With big stocks, like Microsoft, Intel, and basically any other company you’ve already heard of, the spread is not a concern. There are so many buyers and sellers that you’re best off just putting in a market order and owning the shares immediately at the market price. (In fact, the spread on Microsoft, a $50 stock, is only 3 pennies as I write this.)
But with small stocks and options, which can have a significant spread, you’re better off wheeling and dealing. With these, it’s more risky to put in market orders. I personally learned this lesson the hard way when I was starting out. I paid $7 at the open for a $4 option. The option went up 50% to $6, and I still lost money. Lesson learned: Never use market orders on thinly traded positions — especially at the open!
3. Reduce costs by knowing how to identify "hidden costs" of mutual funds.
Bill Gross is the biggest bond-fund manager in the world, and for good reason: He’s earned double-digit returns for investors for 30 years. His flagship Pimco Total Return Fund now has over $50 billion in assets. Wow! It’s amazing that so many people have bought this when you consider that bonds pay only about 4.5% in yield right now and this fund has a 4.5% up-front charge.

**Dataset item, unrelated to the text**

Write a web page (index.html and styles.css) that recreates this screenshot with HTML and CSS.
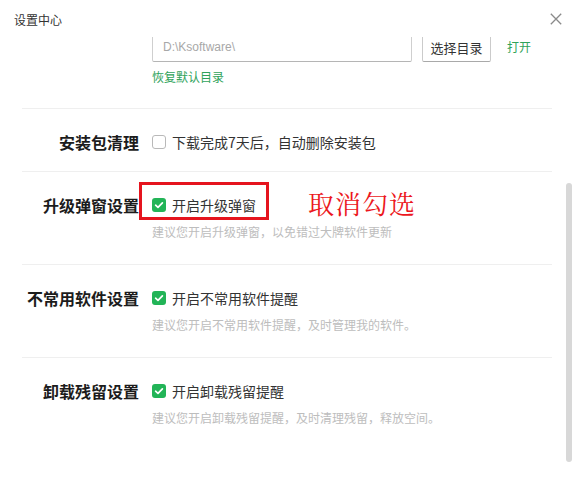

So by paying this hefty fee, you may just break even your first year. Even worse, annual fees at this fund clock in at around 1% a year.

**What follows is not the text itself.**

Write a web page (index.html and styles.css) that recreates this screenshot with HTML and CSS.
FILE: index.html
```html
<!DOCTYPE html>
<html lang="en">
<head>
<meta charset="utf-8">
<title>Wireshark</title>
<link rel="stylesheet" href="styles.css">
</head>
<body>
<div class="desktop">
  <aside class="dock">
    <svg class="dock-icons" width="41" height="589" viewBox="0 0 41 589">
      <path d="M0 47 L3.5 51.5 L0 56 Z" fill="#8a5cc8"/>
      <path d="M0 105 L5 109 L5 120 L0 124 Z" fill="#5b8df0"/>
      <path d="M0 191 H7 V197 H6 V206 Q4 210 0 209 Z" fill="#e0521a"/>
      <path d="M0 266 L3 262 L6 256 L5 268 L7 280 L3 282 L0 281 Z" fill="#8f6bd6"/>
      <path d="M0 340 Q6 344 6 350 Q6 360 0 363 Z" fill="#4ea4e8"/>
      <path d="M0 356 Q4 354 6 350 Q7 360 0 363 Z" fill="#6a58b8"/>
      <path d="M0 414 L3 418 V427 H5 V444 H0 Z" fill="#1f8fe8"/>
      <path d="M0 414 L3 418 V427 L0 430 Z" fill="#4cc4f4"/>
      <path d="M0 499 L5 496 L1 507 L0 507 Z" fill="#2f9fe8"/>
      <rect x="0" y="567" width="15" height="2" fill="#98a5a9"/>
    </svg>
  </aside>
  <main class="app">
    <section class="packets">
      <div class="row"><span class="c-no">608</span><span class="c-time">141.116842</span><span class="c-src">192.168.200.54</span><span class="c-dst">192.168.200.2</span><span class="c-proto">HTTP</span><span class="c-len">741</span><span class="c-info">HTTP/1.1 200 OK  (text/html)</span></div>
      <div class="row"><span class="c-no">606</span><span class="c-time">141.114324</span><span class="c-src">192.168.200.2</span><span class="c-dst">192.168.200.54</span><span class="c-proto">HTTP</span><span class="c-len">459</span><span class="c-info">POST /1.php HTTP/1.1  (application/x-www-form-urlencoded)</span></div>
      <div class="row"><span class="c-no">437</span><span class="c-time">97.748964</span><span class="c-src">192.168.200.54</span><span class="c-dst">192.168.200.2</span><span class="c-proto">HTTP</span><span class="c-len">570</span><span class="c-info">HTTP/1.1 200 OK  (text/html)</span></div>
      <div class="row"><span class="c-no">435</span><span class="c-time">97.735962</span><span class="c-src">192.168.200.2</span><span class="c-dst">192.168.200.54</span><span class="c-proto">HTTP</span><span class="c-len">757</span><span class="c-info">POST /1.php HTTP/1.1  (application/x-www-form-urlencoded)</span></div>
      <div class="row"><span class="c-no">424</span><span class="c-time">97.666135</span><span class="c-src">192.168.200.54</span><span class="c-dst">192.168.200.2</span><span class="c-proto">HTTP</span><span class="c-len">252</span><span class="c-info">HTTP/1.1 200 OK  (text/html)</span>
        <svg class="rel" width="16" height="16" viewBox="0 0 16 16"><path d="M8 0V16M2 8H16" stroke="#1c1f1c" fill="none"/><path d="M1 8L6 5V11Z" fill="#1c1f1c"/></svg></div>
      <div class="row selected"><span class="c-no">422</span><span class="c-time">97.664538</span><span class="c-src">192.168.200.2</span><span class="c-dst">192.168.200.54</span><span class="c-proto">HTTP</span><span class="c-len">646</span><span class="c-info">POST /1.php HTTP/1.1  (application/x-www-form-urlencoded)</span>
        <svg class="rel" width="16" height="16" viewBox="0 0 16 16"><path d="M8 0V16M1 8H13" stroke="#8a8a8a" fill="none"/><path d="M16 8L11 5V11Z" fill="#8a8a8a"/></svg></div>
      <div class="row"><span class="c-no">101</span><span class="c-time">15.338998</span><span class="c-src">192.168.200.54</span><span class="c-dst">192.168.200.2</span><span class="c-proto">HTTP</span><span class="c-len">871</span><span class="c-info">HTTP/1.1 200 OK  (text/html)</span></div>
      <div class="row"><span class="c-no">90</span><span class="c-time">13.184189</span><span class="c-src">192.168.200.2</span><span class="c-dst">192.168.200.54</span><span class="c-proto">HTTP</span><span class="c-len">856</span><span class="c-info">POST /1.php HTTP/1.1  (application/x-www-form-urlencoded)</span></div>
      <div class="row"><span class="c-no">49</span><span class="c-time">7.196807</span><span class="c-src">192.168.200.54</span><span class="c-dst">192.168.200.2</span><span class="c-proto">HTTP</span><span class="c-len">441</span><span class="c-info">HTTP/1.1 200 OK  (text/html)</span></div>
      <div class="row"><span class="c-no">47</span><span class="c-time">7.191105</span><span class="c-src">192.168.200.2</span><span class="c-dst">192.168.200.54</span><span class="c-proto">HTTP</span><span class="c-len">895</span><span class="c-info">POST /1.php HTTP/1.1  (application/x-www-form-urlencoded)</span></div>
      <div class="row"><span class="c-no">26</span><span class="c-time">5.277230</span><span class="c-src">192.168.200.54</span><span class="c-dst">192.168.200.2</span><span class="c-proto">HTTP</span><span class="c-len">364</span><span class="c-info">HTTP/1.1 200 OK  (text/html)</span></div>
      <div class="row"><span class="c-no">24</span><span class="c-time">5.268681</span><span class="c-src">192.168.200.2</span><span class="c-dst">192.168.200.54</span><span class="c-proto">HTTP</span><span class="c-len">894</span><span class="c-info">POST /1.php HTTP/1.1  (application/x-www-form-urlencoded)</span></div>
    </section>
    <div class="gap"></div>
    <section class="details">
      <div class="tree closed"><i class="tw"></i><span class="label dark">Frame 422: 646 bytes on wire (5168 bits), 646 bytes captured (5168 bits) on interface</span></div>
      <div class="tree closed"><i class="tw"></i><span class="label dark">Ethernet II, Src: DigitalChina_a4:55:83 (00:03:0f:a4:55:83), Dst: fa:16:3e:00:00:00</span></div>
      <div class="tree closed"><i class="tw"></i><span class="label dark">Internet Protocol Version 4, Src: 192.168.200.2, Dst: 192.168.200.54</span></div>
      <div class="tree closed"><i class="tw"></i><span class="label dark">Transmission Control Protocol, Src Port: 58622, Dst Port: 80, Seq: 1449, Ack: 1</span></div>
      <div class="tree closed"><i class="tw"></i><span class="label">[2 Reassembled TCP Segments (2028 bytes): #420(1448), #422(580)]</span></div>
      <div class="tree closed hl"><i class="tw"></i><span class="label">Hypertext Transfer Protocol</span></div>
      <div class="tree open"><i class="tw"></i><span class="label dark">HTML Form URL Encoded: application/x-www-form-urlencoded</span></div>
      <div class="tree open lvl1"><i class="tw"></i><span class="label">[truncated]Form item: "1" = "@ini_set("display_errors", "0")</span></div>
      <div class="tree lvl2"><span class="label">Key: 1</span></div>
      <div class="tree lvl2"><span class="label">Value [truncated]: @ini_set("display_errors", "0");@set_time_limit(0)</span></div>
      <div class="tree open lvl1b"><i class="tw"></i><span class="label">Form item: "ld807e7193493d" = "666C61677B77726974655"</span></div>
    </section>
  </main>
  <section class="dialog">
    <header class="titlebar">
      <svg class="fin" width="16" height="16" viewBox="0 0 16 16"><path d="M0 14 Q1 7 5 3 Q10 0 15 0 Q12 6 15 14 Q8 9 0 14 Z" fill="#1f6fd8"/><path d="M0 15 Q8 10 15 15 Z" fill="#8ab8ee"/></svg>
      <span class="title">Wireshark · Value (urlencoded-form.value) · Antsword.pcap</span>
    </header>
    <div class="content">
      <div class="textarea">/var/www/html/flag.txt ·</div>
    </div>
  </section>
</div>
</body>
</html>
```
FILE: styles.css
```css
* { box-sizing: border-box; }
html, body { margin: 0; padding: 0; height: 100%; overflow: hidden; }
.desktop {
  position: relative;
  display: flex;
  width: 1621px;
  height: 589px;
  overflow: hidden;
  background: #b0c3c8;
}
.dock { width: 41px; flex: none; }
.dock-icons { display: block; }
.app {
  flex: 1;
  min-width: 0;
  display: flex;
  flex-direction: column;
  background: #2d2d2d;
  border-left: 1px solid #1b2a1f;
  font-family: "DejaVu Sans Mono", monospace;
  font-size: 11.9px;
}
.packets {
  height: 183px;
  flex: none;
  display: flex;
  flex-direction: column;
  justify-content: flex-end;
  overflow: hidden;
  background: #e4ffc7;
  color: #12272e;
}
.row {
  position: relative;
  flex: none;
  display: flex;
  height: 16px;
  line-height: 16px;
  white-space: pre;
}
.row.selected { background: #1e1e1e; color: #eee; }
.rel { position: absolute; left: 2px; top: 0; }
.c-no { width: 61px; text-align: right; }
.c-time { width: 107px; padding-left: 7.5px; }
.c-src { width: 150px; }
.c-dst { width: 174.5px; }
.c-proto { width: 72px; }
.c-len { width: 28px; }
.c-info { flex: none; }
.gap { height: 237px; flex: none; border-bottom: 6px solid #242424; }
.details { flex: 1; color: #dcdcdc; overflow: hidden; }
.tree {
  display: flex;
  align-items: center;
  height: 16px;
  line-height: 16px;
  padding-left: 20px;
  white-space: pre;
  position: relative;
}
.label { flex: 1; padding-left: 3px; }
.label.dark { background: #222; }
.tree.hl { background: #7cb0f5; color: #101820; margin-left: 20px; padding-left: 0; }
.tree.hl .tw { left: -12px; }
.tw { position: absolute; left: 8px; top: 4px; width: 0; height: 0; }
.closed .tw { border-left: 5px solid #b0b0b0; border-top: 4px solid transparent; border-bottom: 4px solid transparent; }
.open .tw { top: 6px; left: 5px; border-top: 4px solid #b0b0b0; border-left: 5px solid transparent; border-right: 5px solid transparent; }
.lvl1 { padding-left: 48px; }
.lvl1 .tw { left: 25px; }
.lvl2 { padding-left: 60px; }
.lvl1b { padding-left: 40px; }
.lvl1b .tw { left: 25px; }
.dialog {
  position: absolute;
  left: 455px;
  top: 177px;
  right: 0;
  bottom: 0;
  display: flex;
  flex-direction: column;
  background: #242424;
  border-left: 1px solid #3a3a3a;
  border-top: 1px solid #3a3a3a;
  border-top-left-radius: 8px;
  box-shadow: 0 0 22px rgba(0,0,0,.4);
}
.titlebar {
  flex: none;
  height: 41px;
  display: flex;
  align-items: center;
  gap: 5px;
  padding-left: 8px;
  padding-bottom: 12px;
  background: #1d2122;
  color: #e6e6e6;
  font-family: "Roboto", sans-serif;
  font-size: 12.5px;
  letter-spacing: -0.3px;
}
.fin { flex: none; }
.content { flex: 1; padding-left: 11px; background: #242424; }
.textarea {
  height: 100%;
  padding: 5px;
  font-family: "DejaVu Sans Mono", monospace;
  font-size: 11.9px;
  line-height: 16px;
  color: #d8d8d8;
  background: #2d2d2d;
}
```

Meanwhile, Bill also manages a little-known fund, the Fremont Bond Fund, that does the same thing as the Pimco fund. Only it has no up-front charge and annual fees of only half a percent per year. Amazingly, this fund has less than a billion dollars in assets.
Why the big difference? My guess is, I’m sorry to say, investor ignorance. Brokers and financial planners sell the Pimco fund with the up-front fee because they pocket almost that entire 4.5%. If they sell you the Fremont fund, they don’t get paid. How can you find funds like this — and other ways to significantly reduce your costs? Use Morningstar.com’s Fund Quickrank. It’s free — and excellent. I’d even recommend springing for Morningstar’s $99 annual fee, because they have reports on thousands of funds. I think you can get a 30-day free trial. Check it out.
4. Reduce costs by making fewer transactions.
Look, 90% of fund managers can’t beat the market — and they’re professionals. If the market averages 12%, you’ll get, on the average, a return of 10% from a fund manager. Why is this? Because you get the return of the market minus the fund manager’s fees and cost of doing business (commissions, spreads, office space, etc.). When you understand what I’m trying to say here, you can see that the cost of doing business is a big hole in your wealth bucket. The more transactions you make, the bigger the hole. So trade as little as possible, and you’ll probably end up better off in the long run.
5. Reduce costs by paying attention to capital-gains taxes.
As you’re likely well aware, if you hold a stock for over a year and then sell it, your tax rate is substantially lower than if you hold it less than a year. So if you need to raise cash but there’s no absolute reason to sell the stock right now and you’re close to the one-year mark, wait. You could save yourself thousands of dollars.
6. Reduce costs by taking maximum advantage of tax-deferred retirement programs. (This one is important!)
What’s the best way to save money these days? Stuff your 401(k) (or similar retirement program) to the max. If, for example, you make $100,000 this year and put the maximum of $11,000 into your 401(k), the government will tax you on only $89,000. So, in effect, you’ll be saving yourself a huge amount in taxes.
7. Reduce costs by using margin sparingly — or not at all.
This probably isn’t a problem for you, because you’re probably not using margin. Still, you should understand the concept. Margin is money you borrow to buy stocks. So, if Warren Buffett is right and we can expect only 6% to 7% a year in stock returns — yet it costs you 6% or more to borrow money — borrowing money to throw at stocks is just plain not a smart idea. Simple as that.
8. Reduce costs by eliminating "hidden" margin costs of your debt.
Why anyone has money in the stock market AND tens of thousands of dollars in credit-card debt, used-car loans, etc. is beyond me. The math is simple: The cost of the money you are borrowing is much higher than the potential return on your money in the stock market. The solution? Sell stocks (which may return only 6% to 7%) and use the proceeds to pay off your credit cards and used-car loans.